__Stated goal__.
In the listing below, pick out lines with "components".
━━━ Dataset section
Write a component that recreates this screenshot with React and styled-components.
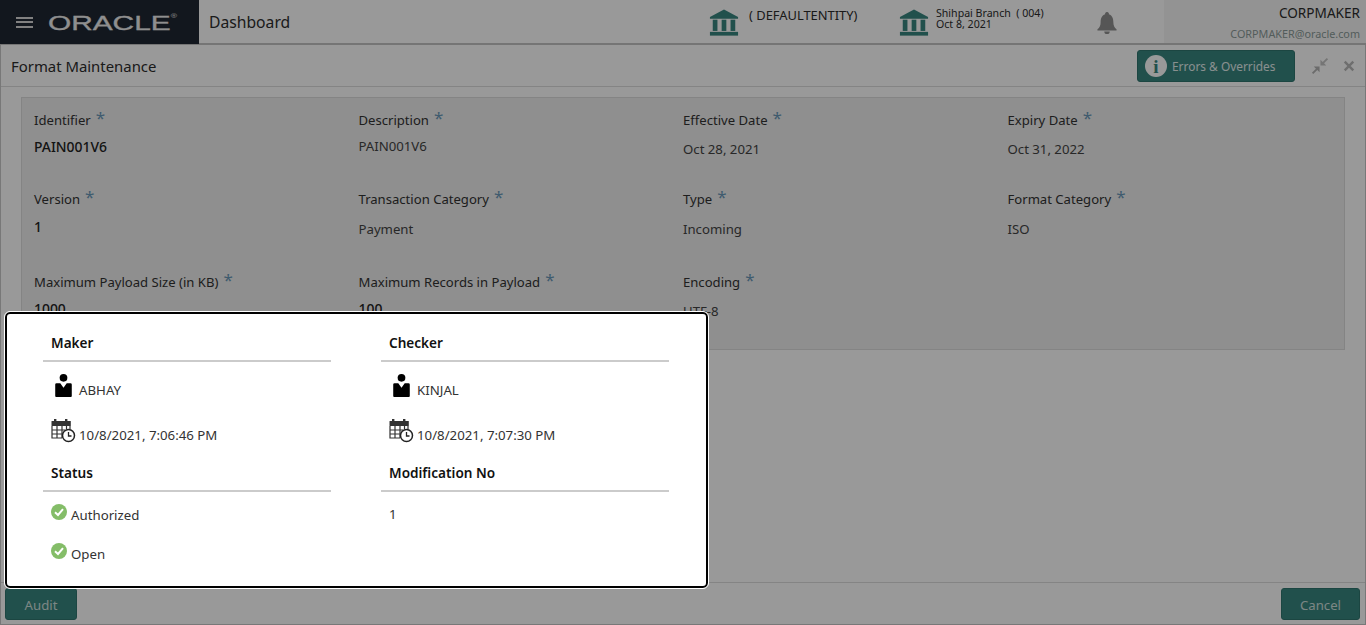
import React from "react";
import styled, { createGlobalStyle } from "styled-components";

const Global = createGlobalStyle`
  html, body { margin: 0; padding: 0; height: 100%; overflow: hidden; }
  body { font-family: "Noto Sans", "Open Sans", sans-serif; color: #2c2c2c; background: #fff; }
  * { box-sizing: border-box; }
`;

const Page = styled.div`
  width: 1366px; height: 625px; display: flex; flex-direction: column; position: relative; background: #fff; overflow: hidden;
`;
const Header = styled.header`
  height: 45px; display: flex; border-bottom: 2px solid #c4c4c4; flex: none; background: #fff;
`;
const Brand = styled.div`
  width: 199px; height: 44px; margin-bottom: -1px; background: #1f2732; display: flex; align-items: center; padding-left: 16px; flex: none;
`;
const Burger = styled.span`
  width: 17px; height: 11px; flex: none;
  border-top: 2px solid #d8d8d8; border-bottom: 2px solid #d8d8d8; position: relative;
  &::after { content: ""; position: absolute; left: 0; right: 0; top: 2.5px; height: 2px; background: #d8d8d8; }
`;
const Logo = styled.span`
  margin-left: 15px; display: inline-block; font: 400 21px/1 "Liberation Sans", sans-serif; color: #eeeeee;
  width: 128px; white-space: nowrap; transform: scaleX(1.42); transform-origin: left center; -webkit-text-stroke: 0.3px #eeeeee;
  sup { font-size: 6px; vertical-align: 12px; line-height: 0; -webkit-text-stroke: 0; }
`;
const PageTitle = styled.div`
  margin-left: 10px; font-size: 15.7px; line-height: 44px; width: 500px; flex: none; color: #2e2e2e;
`;
const EntityBlock = styled.div`
  display: flex; width: ${p => p.$w}px; flex: none; gap: ${p => p.$gap}px;
`;
const BankWrap = styled.span` flex: none; margin-top: 9px; width: 30px; height: 27px; `;
const EntityName = styled.div` font-size: 12.9px; line-height: 16px; padding-top: 7px; color: #2c2c2c; white-space: nowrap; `;
const BranchText = styled.div`
  font-size: 10.6px; line-height: 11px; padding-top: 8px; color: #2c2c2c; white-space: pre;
`;
const Bell = styled.span` width: 20px; height: 22px; flex: none; margin-top: 12px; `;
const UserBox = styled.div`
  margin-left: 47px; flex: 1; background: #f6f6f6; text-align: right; padding: 5px 6px 0 0; height: 43px;
`;
const UserName = styled.div` font-size: 13.6px; line-height: 16px; color: #2c2c2c; `;
const UserMail = styled.div` font-size: 10.8px; line-height: 14px; margin-top: 6px; color: #8a9a98; `;

const Main = styled.main`
  flex: 1; display: flex; flex-direction: column; border-left: 1px solid #c8c8c8; border-right: 1px solid #c8c8c8; border-bottom: 1px solid #c8c8c8; background: #fff;
`;
const TitleBar = styled.div`
  height: 42px; display: flex; align-items: center; padding: 0 10px 0 10px; border-bottom: 1px solid #dcdcdc; flex: none;
`;
const TitleText = styled.div` font-size: 14.9px; flex: 1; color: #2c2c2c; `;
const TealButton = styled.button`
  background: #38857f; border: 1px solid #30756f; border-radius: 3px; color: #e4f0ef; font-family: inherit; padding: 1px 0 0;
  display: inline-flex; align-items: center; justify-content: center;
`;
const ErrorsButton = styled(TealButton)`
  width: 158px; height: 32px; font-size: 11.9px; gap: 5px; margin-right: 16px; justify-content: flex-start; padding-left: 7px;
`;
const InfoDisc = styled.span`
  width: 22px; height: 22px; border-radius: 50%; background: #fff; color: #38857f; display: inline-flex; align-items: center; justify-content: center;
  font: 700 19px/1 "Liberation Serif", serif; flex: none;
`;
const ToolIcon = styled.span` display: inline-flex; width: ${p => p.$size}px; height: ${p => p.$size}px; margin-right: ${p => p.$mr || 0}px; `;
const Content = styled.div` flex: 1; padding: 10px 20px 0; `;
const FormPanel = styled.section`
  height: 253px; background: #eeeeee; border: 1px solid #dcdcdc; padding: 0 0 0 12px;
  display: grid; grid-template-columns: repeat(4, 324.5px); grid-template-rows: 79px 83px 80px; align-content: start;
`;
const Field = styled.div` padding-top: 12px; `;
const Label = styled.div`
  line-height: 20px; height: 20px; white-space: nowrap; color: #333; font-size: 13.1px;
`;
const Star = styled.span` color: #6a98b8; font-size: 17px; margin-left: 5px; position: relative; top: -1px; line-height: 0; `;
const Value = styled.div`
  line-height: 20px; margin-top: ${p => p.$mt}px; color: ${p => p.$strong ? "#222" : "#444"}; font-size: ${p => p.$strong ? "13.9px" : "13.2px"}; font-weight: ${p => p.$strong ? 500 : 400};
`;
const Footer = styled.div`
  height: 42px; border-top: 1px solid #dcdcdc; flex: none; display: flex; justify-content: space-between; align-items: flex-start; padding: 5px 5px 0 4px;
`;
const FootButton = styled(TealButton)` width: 72px; height: 32px; font-size: 13.2px; color: #cfe0de; `;
const CancelButton = styled(FootButton)` width: 79px; `;

const Scrim = styled.div` position: absolute; inset: 0; background: rgba(0,0,0,0.4); `;
const Popup = styled.div`
  position: absolute; left: 5px; top: 312px; width: 703px; height: 276px; background: #fff; border: 2px solid #000; outline: 1px solid #fff; border-radius: 5px;
  padding: 17px 0 0 36px; display: grid; grid-template-columns: 288px 288px; column-gap: 50px; grid-template-rows: 130px 110px; align-content: start;
`;
const Section = styled.div` display: flex; flex-direction: column; `;
const SectionHead = styled.div`
  font-size: 13.6px; font-weight: 600; line-height: 20px; height: 31px; padding: 2px 0 0 8px; border-bottom: 2px solid #cbcbcb; color: #111;
`;
const InfoRow = styled.div`
  display: flex; align-items: flex-end; padding-left: 8px; height: ${p => p.$h}px; font-size: 13.25px; color: #333; line-height: 20px;
`;
const RowIcon = styled.span` flex: none; display: inline-flex; margin: 0 ${p => p.$mr}px ${p => p.$mb}px ${p => p.$ml || 0}px; `;
const RowText = styled.span``;

const BankIcon = () => (
  <svg width="30" height="27" viewBox="0 0 32 28" fill="#38857f">
    <path d="M16 0 L31 8 V10 H1 V8 Z" />
    <rect x="4" y="11" width="5" height="12" />
    <rect x="13.5" y="11" width="5" height="12" />
    <rect x="23" y="11" width="5" height="12" />
    <rect x="1" y="24" width="30" height="4" />
  </svg>
);
const BellIcon = () => (
  <svg width="20" height="22" viewBox="0 0 22 26" fill="#8f8f8f" preserveAspectRatio="none">
    <path d="M11 0a2 2 0 0 1 2 2.6C17 4 18 8 18 12c0 4 1 6 3.5 8.5V22H.5v-1.5C3 18 4 16 4 12c0-4 1-8 5-9.4A2 2 0 0 1 11 0z" />
    <path d="M8 23h6a3 3 0 0 1-6 0z" />
  </svg>
);
const CompressIcon = () => (
  <svg width="18" height="18" viewBox="0 0 20 20">
    <path d="M17.5 1 L19 2.5 L14.5 7 L17 9.5 L10.5 9.5 L10.5 3 L13 5.5 Z" fill="#c4c4c4" />
    <path d="M2.5 19 L1 17.5 L5.5 13 L3 10.5 L9.5 10.5 L9.5 17 L7 14.5 Z" fill="#b4b4b4" />
  </svg>
);
const CloseIcon = () => (
  <svg width="12" height="12" viewBox="0 0 14 14" stroke="#b8b8b8" strokeWidth="2.8" fill="none">
    <path d="M2 2 L12 12 M12 2 L2 12" />
  </svg>
);
const PersonIcon = () => (
  <svg width="17" height="23" viewBox="0 0 18 25" fill="#000">
    <circle cx="9" cy="4.2" r="4.2" />
    <path d="M1.5 10 H5.5 L9 15 L12.5 10 H16.5 Q18 10 18 11.5 V24 Q18 25 17 25 H1 Q0 25 0 24 V11.5 Q0 10 1.5 10 Z" />
  </svg>
);
const CalClockIcon = () => (
  <svg width="25" height="24" viewBox="0 0 25 24">
    <g fill="#333">
      <rect x="0.5" y="2" width="19" height="5" rx="0.5" />
      <rect x="3" y="0" width="2.4" height="4" />
      <rect x="14" y="0" width="2.4" height="4" />
    </g>
    <path d="M1 7 V19 H11 M1 11 H14 M1 15 H11 M6 7 V19 M11 7 V19 M15.5 7 V10 M19 2 V10" stroke="#333" strokeWidth="1.2" fill="none" />
    <circle cx="17.5" cy="16.5" r="6" fill="#fff" stroke="#222" strokeWidth="1.5" />
    <path d="M17.5 13 V17 H20.5" stroke="#222" strokeWidth="1.3" fill="none" />
  </svg>
);
const CheckIcon = () => (
  <svg width="16" height="16" viewBox="0 0 16 16">
    <circle cx="8" cy="8" r="8" fill="#84bd68" />
    <path d="M4 8.3 L7 11 L12 5.2" stroke="#fff" strokeWidth="2" fill="none" />
  </svg>
);

const fields = [
  ["Identifier", "PAIN001V6", 7, true], ["Description", "PAIN001V6", 6], ["Effective Date", "Oct 28, 2021", 9], ["Expiry Date", "Oct 31, 2022", 9],
  ["Version", "1", 8, true], ["Transaction Category", "Payment", 10], ["Type", "Incoming", 10], ["Format Category", "ISO", 10],
  ["Maximum Payload Size (in KB)", "1000", 7, true], ["Maximum Records in Payload", "100", 7, true], ["Encoding", "UTF-8", 9],
];

const Person = ({ name, when, title }) => (
  <Section>
    <SectionHead>{title}</SectionHead>
    <InfoRow $h={38}><RowIcon $ml={4} $mr={7} $mb={3}><PersonIcon /></RowIcon><RowText>{name}</RowText></InfoRow>
    <InfoRow $h={45}><RowIcon $mr={3} $mb={2}><CalClockIcon /></RowIcon><RowText>{when}</RowText></InfoRow>
  </Section>
);

export default function App() {
  return (
    <Page>
      <Global />
      <Header>
        <Brand><Burger /><Logo>ORACLE<sup>®</sup></Logo></Brand>
        <PageTitle>Dashboard</PageTitle>
        <EntityBlock $w={190} $gap={10}>
          <BankWrap><BankIcon /></BankWrap>
          <EntityName>( DEFAULTENTITY)</EntityName>
        </EntityBlock>
        <EntityBlock $w={198} $gap={7}>
          <BankWrap><BankIcon /></BankWrap>
          <BranchText>{"Shihpai Branch  ( 004)\nOct 8, 2021"}</BranchText>
        </EntityBlock>
        <Bell><BellIcon /></Bell>
        <UserBox>
          <UserName>CORPMAKER</UserName>
          <UserMail>CORPMAKER@oracle.com</UserMail>
        </UserBox>
      </Header>
      <Main>
        <TitleBar>
          <TitleText>Format Maintenance</TitleText>
          <ErrorsButton><InfoDisc>i</InfoDisc>Errors &amp; Overrides</ErrorsButton>
          <ToolIcon $size={18} $mr={14}><CompressIcon /></ToolIcon>
          <ToolIcon $size={12}><CloseIcon /></ToolIcon>
        </TitleBar>
        <Content>
          <FormPanel>
            {fields.map(([l, v, mt, strong]) => (
              <Field key={l}>
                <Label>{l}<Star>*</Star></Label>
                <Value $mt={mt} $strong={strong}>{v}</Value>
              </Field>
            ))}
          </FormPanel>
        </Content>
        <Footer>
          <FootButton>Audit</FootButton>
          <CancelButton>Cancel</CancelButton>
        </Footer>
      </Main>
      <Scrim />
      <Popup>
        <Person title="Maker" name="ABHAY" when="10/8/2021, 7:06:46 PM" />
        <Person title="Checker" name="KINJAL" when="10/8/2021, 7:07:30 PM" />
        <Section>
          <SectionHead>Status</SectionHead>
          <InfoRow $h={33}><RowIcon $mr={4} $mb={5}><CheckIcon /></RowIcon><RowText>Authorized</RowText></InfoRow>
          <InfoRow $h={39}><RowIcon $mr={4} $mb={5}><CheckIcon /></RowIcon><RowText>Open</RowText></InfoRow>
        </Section>
        <Section>
          <SectionHead>Modification No</SectionHead>
          <InfoRow $h={32}><RowText>1</RowText></InfoRow>
        </Section>
      </Popup>
    </Page>
  );
}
━━━━━━
__Final answer__.
Write a component that recreates this screenshot with React and styled-components.
import styled, { createGlobalStyle } from "styled-components";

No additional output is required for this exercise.